Foi assim que a viu. Ali, do seu lado, o vento forte da manhã assanhando verdejantes cabeleiras ao longo da estrada estreita. Ela ao seu lado. O cheiro dela ao seu lado. O vento sacudia-lhe os negrilongos cabelos e havia neles um estranho perfume. Sentia fome dela. Coqueiros à beira mar e pequenas pousadas freqüentadas por casais discretos em sua talvez clandestinidade. Turistas gordos, balofos, com cara de gringo, disparando suas câmeras, capturando, quem sabe, o único instante mágico de suas vidas. Ele pensava, vendo-a quieta, calada, distante, mesmo estando ali do seu lado que, a princípio, percebeu alguma coisa de diferente, de intangível na mulher que já tinha sido dele. Uma parede invisível que o dia foi erguendo com a argamassa da solidão a dois. Um muro que o separava dela, o impedia de falar-lhe com a intimidade de antes, de tocá-la no calor da noite cheio de um desejo maciço e permanente. Nem se sabe quando o fim de tudo começa, por que? Como foi?

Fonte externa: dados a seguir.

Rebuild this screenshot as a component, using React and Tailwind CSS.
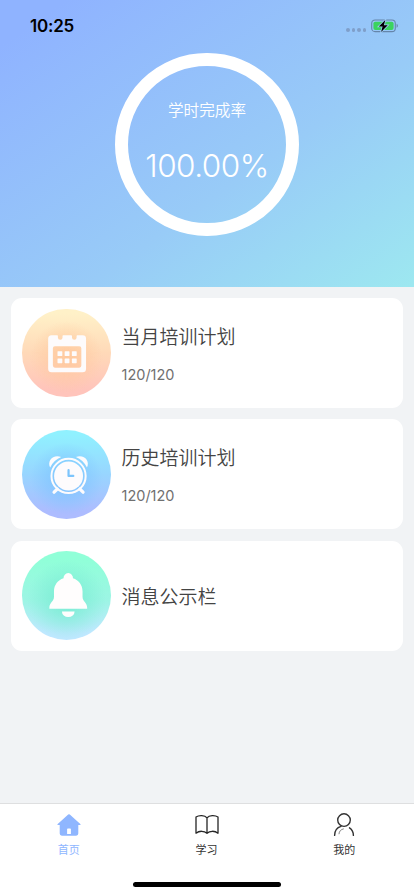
import React from 'react';

const CalendarIcon = () => (
    <svg viewBox="0 0 88 88" className="w-full h-full" fill="#fdfbfc">
        <path
            fillRule="evenodd"
            d="M29.500 26.200h5.200c.7 0 1 .4 1 1v1.200a2.300 2.300 0 0 0 4.600 0v-1.200c0-.6.3-1 1-1h7.400c.7 0 1 .4 1 1v1.200a2.300 2.300 0 0 0 4.600 0v-1.200c0-.6.3-1 1-1h5a3.400 3.400 0 0 1 3.400 3.400v29.900a3.500 3.500 0 0 1-3.500 3.500H29.500a3.500 3.500 0 0 1-3.500-3.500V29.700a3.500 3.500 0 0 1 3.500-3.500ZM32.700 37a2 2 0 0 0-2 2v17.300a2 2 0 0 0 2 2H57a2 2 0 0 0 2-2V39a2 2 0 0 0-2-2Z"
        />
        {[42, 49.1].map((y) =>
            [35.3, 42.4, 49.6].map((x) => (
                <rect key={`${x}-${y}`} x={x} y={y} width="4.8" height="4.8" rx="0.6" />
            ))
        )}
    </svg>
);

const ClockIcon = () => (
    <svg viewBox="0 0 88 88" className="w-full h-full" fill="none" stroke="#fdfbfd" strokeLinecap="round">
        <path d="M28 37.3C24.6 30.5 31.2 23.6 39 26.8C34.400 28.600 30.300 32.200 28 37.300Z" fill="#fdfbfd" stroke="none" />
        <path d="M64.600 37.300C68 30.500 61.400 23.600 53.600 26.800C58.200 28.600 62.300 32.200 64.600 37.300Z" fill="#fdfbfd" stroke="none" />
        <path d="M35 58.800 31.900 61.800M57.600 58.800 60.700 61.800" strokeWidth="3.3" />
        <circle cx="46.3" cy="45.7" r="17" strokeWidth="2" />
        <circle cx="46.3" cy="45.7" r="14.4" fill="#fdfbfd" stroke="none" />
        <path d="M46.300 40V45.700H51" stroke="#7cc4fc" strokeWidth="2.2" strokeLinejoin="round" />
    </svg>
);

const BellIcon = () => (
    <svg viewBox="0 0 88 88" className="w-full h-full" fill="#fffdfd">
        <path d="M46 22a4.700 4.700 0 0 1 4.700 5.100C56.400 29 60.200 33.800 60.200 40v5.500c0 4.800 4.600 5.500 4.600 11v.9H27.200v-.9c0-5.500 4.600-6.200 4.600-11V40c0-6.200 3.800-11 9.500-12.900A4.700 4.700 0 0 1 46 22Z" />
        <path d="M39.700 60.100h12.600a6.300 5.600 0 0 1-12.600 0Z" />
    </svg>
);

const HomeIcon = () => (
    <svg viewBox="0 0 24 24" className="w-6 h-6" fill="#8fb6ff">
        <path
            fillRule="evenodd"
            d="M11.200 1.500a1.200 1.200 0 0 1 1.600 0l10.500 9.400c.6.600.3 1.100-.4 1.100h-1.600v8.600a2.100 2.100 0 0 1-2.100 2.100H4.800a2.100 2.100 0 0 1-2.100-2.100V12H1.100c-.7 0-1-.5-.4-1.100ZM10.900 15.500a.8.800 0 0 0-.8.800v4.800h3.800v-4.800a.8.800 0 0 0-.8-.8Z"
        />
    </svg>
);

const BookIcon = () => (
    <svg viewBox="0 0 24 24" className="w-6 h-6" fill="none" stroke="#262626" strokeWidth="1.3" strokeLinejoin="round">
        <path d="M12 4.800C9.800 2 3.900 2 1 4V20.200c3.200-2.600 8.300-2.600 11 .2 2.700-2.800 7.800-2.800 11-.2V4C20.100 2 14.200 2 12 4.800ZM12 4.800V20.400" />
    </svg>
);

const UserIcon = () => (
    <svg viewBox="0 0 24 24" className="w-6 h-6" fill="none" stroke="#333" strokeWidth="1.4" strokeLinecap="round">
        <circle cx="12" cy="7.1" r="6.3" />
        <path d="M9 13.300C4.900 14.500 2.600 18 2.600 22.400M17.500 14.800c2.500 1.700 3.900 4.300 3.900 7.600" />
        <path d="M7 20.800c.2-2.600 1.800-4.300 4.400-4.900" strokeWidth="0.9" stroke="#777" />
    </svg>
);

const cards = [
    {
        title: '当月培训计划',
        count: '120/120',
        icon: CalendarIcon,
        color: 'bg-[radial-gradient(circle_at_50%_55%,#ffc99e_0%,#ffc99e00_55%),linear-gradient(180deg,#fff1c8_5%,#ffd9b8_50%,#ffc4bb_92%)]',
    },
    {
        title: '历史培训计划',
        count: '120/120',
        icon: ClockIcon,
        color: 'bg-[radial-gradient(circle_at_50%_55%,#7cc4ff_0%,#7cc4ff00_55%),linear-gradient(180deg,#90f1ff_5%,#98d5ff_50%,#adbcff_92%)]',
    },
    {
        title: '消息公示栏',
        icon: BellIcon,
        color: 'bg-[radial-gradient(circle_at_50%_55%,#78ecd2_0%,#78ecd200_60%),linear-gradient(180deg,#90ffd8_8%,#9cf5e4_55%,#bfe8ff_92%)]',
    },
];

const tabs = [
    { label: '首页', icon: HomeIcon, color: 'text-[#8fb6ff]' },
    { label: '学习', icon: BookIcon, color: 'text-[#333]' },
    { label: '我的', icon: UserIcon, color: 'text-[#333]' },
];

const StatusBar = () => (
    <div className="h-[53px] pl-[30px] pr-[15px] flex justify-between">
        <span className="pt-[14px] text-[17px] leading-6 font-semibold text-black tracking-[-0.2px]">10:25</span>
        <div className="flex pt-[19px]">
            <div className="flex gap-[2px] pt-[9px] mr-[5px]">
                {[0, 1, 2, 3].map((i) => (
                    <span key={i} className="w-[3.5px] h-[3.5px] rounded-full bg-[#7f9fca]" />
                ))}
            </div>
            <svg width="28" height="14" viewBox="0 0 28 14">
                <rect x="0.7" y="1" width="23.6" height="11.6" rx="3.4" fill="none" stroke="#6585aa" strokeWidth="1.1" />
                <rect x="2.4" y="2.7" width="20.2" height="8.2" rx="1.9" fill="#3bd35f" />
                <path d="M25.600 4.800v4a2.200 2.200 0 0 0 0-4Z" fill="#6585aa" />
                <path d="M14.300 1 7.800 7.500h3.800l-1.500 5.400 6.600-6.700h-3.800Z" fill="#000" stroke="#9dcaf5" strokeWidth="1.6" paintOrder="stroke" />
            </svg>
        </div>
    </div>
);

const App = () => {
    return (
        <div className="w-full h-[896px] flex flex-col overflow-hidden bg-[#f1f3f5] font-[Inter,'Noto_Sans_CJK_SC',sans-serif]">
            {/* Header */}
            <header className="h-[287px] shrink-0 bg-[linear-gradient(145deg,#8fb3ff_8%,#98cbf7_60%,#9de8f0_100%)]">
                <StatusBar />
                <div className="w-[184px] h-[183px] mx-auto rounded-full border-[13px] border-white flex flex-col items-center text-white">
                    <p className="mt-[33px] text-[15.6px] leading-6 font-[350]">学时完成率</p>
                    <p className="mt-[23px] text-[31.5px] leading-10 font-[350] tracking-[-0.5px] whitespace-nowrap">100.00%</p>
                </div>
            </header>

            {/* Cards */}
            <main className="flex-1 px-[11px] pt-[11px] flex flex-col gap-[11.3px]">
                {cards.map((card) => (
                    <div key={card.title} className="h-[110px] px-[11px] flex items-center bg-white rounded-[11px]">
                        <div className={`w-[88.5px] h-[88.5px] rounded-full shrink-0 ${card.color}`}>
                            <card.icon />
                        </div>
                        <div className="ml-[11px] pt-[4px] flex flex-col gap-[15px]">
                            <h3 className="text-[19px] leading-6 font-[350] text-[#444]">{card.title}</h3>
                            {card.count && <p className="text-[14.5px] leading-5 text-[#707070]">{card.count}</p>}
                        </div>
                    </div>
                ))}
            </main>

            {/* Tab bar */}
            <nav className="h-[93px] shrink-0 bg-white border-t border-[#dedfe0] flex flex-col">
                <div className="flex pt-[9px] pr-px">
                    {tabs.map((tab) => (
                        <div key={tab.label} className={`flex-1 flex flex-col items-center ${tab.color}`}>
                            <tab.icon />
                            <span className="mt-[5px] text-[11px] leading-4">{tab.label}</span>
                        </div>
                    ))}
                </div>
                <div className="mt-auto mb-[9px] mx-auto w-[148px] h-[5.5px] rounded-full bg-black" />
            </nav>
        </div>
    );
};

export default App;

Ainda tinha fome dela, que agora mudou-se para o banco traseiro, as pernas bronzeadas saltando fora da bermuda apertada, lendo um romance de Gabriel Garcia Márquez. Um livro que ironicamente fala da eternidade do amor. Quando uma mulher deixa de amar um homem, ele pensava, a primeira diferença que o sujeito percebe é no beijo. Ela beija com os lábios entrefechados, os dentes vedando a intimidade da boca. Da última vez em que se amaram, ele recorda dolorosamente, foi de pé como inimigos. Também desapareceu aquela onda de eletricidade quando, por acaso, o corpo dele roçava no dela na confusão noturna dos lençóis. Ele não mais procurava o corpo daquela mulher que já não o amava, que também não mais ama, embora inda a deseje. Entanto, custava a reconhecer aquela fêmea que se mexia irritada no leito, incomodada pelo toque dele e que se encolhia diante de sua proximidade física, fechando-se como uma ostra.
O homem observa a mulher pelo espelho retrovisor. Ela, nem te ligo, deitada no banco de trás. Que cheiro bom o dela. Uma cruciante tortura deitar todas as noites ao lado de uma mulher para quem seu corpo não passa de um peixe morto e cujo desejo já não acende o desejo dela. Baixa um certo ar de desespero dentro da atmosfera densa do quarto de casal, um ódio morno começa a pulsar no coração do homem inquieto. Que sensação esquisita essa de não mais amar e permanecer desejando essa mulher tão intensamente. Parece coisa de doença, de mandinga. Abjeta rotina de trancar-se no banheiro no meio da madrugada e aliviar-se feito um adolescente. Depois, ir até a sala, ligar a tevê, beber um uísque, acender mais um cigarro. Agora, no carro, janelas abertas, o cheiro dela se confunde com o odor salgado da maresia. Começa a odiar Gabriel Garcia Márquez, esse simpático rufião colombiano por quem ela anda apaixonada ultimamente. Ele sente que odeia tudo que o separa desta mulher agora e sempre.
Ela é uma mulher que desperta ferozmente a sensualidade dele, o sátiro embuçado, oculto por dentro dele, o instinto primitivo do predador cujo destino é caçar sua presa, caçar sua presa. Os dois agora são seres estranhos um ao outro, íntimos inimigos. As mulheres não costumam ser piedosas em seu desamor. Vão despachando o sujeito como quem arranca um esparadrapo de uma ferida purulenta. Tijolo após tijolo, eles dois foram erguendo seus guetos separados nas angustiantes, tensas noites de silêncio. A presença dela é um incômodo. A presença dele um purgante. Daí, ficam brincando de casinha enquanto mentem descaradamente um pro outro adiando o inadiável. Ele pensa na moça bonita que viu numa barraca da Praia do Futuro. A mulher que ele não mais ama continua imersa na leitura. Ele sabe que nenhum dos dois terá coragem de dar o primeiro tiro nesse duelo inacabável. Eu a odeio, falou com a voz do pensamento. Continuou dirigindo o carro com uma doida vontade de fazer uma inútil besteira fatal.